The Financial Conduct Authority (FCA) has closed around 100 investigations without taking any further action over the past three years, according to a report by the Financial Times (FT).
The closure of these cases has taken the number of active investigations to the lowest in 10 years.
According to data provided by the regulator to the FT, the FCA conducted 24 investigations between April and November 2025, closing nine of them without any enforcement action.
The FCA also abandoned 91 investigations without taking any action between March 2023 and March 2025.
The increased closure of cases coincides with the appointment of Therese Chambers and Steve Smart to lead the FCA’s enforcement department in April and June 2023.
According to the FT, they have focused on fewer investigations which have a higher impact.
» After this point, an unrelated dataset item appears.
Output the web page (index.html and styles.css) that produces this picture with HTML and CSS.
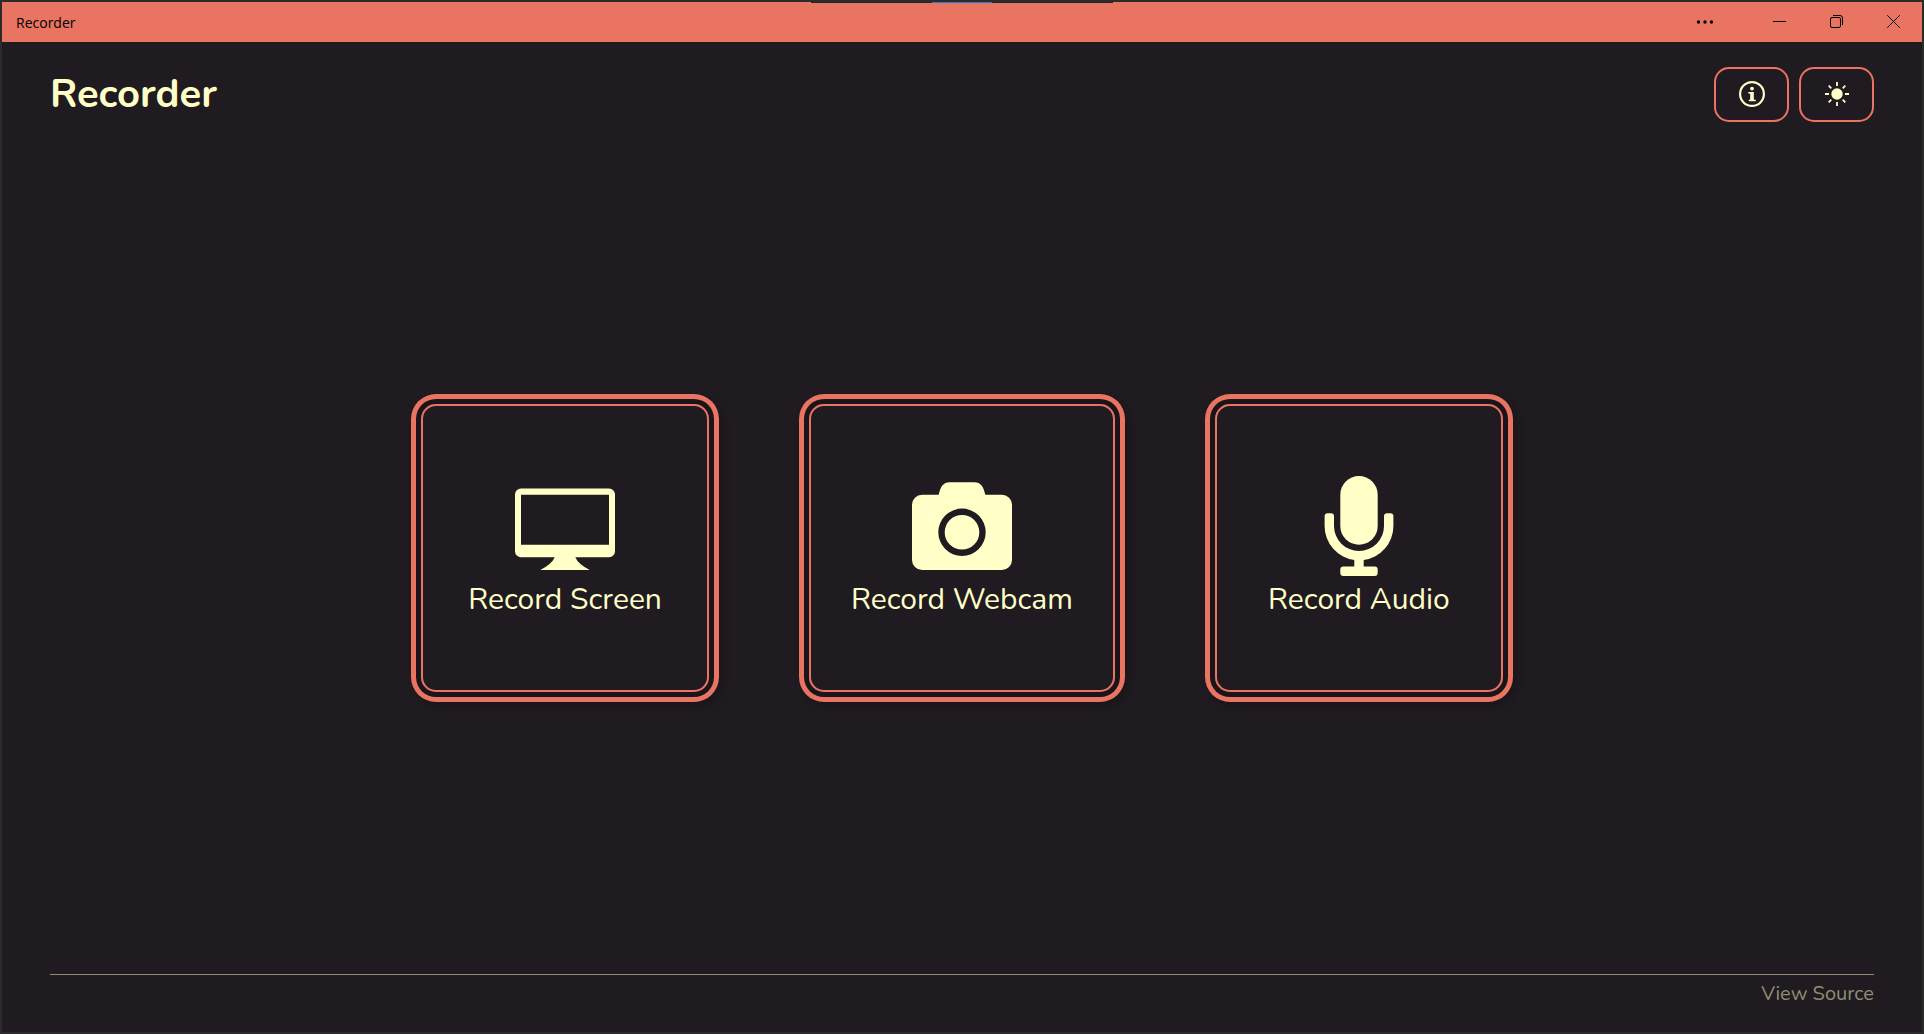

In some of its closed cases, the FCA told the FT that it had imposed supervisory measures or action had been taken by a different authority.
Last year, the biggest fines imposed by the FCA were for breaching its anti-money laundering rules, including a £39 million fine for Barclays.
Last month, Nationwide Building Society received a penalty of £44 million from the regulator over “inadequate” anti-financial crime systems and controls.
During the nearly five-year period of October 2016 to July 2021, the building society had ineffective systems for keeping up-to-date due diligence and risk assessments for all of its personal current account customers and for monitoring their transactions.
The organisation was also aware at the time that some of these customers were using their personal account for business activity, which is in breach of its terms.
The UK financial services watchdog said that in one case, Nationwide missed opportunities to identify a customer using personal current accounts to receive fraudulent Covid furlough payments.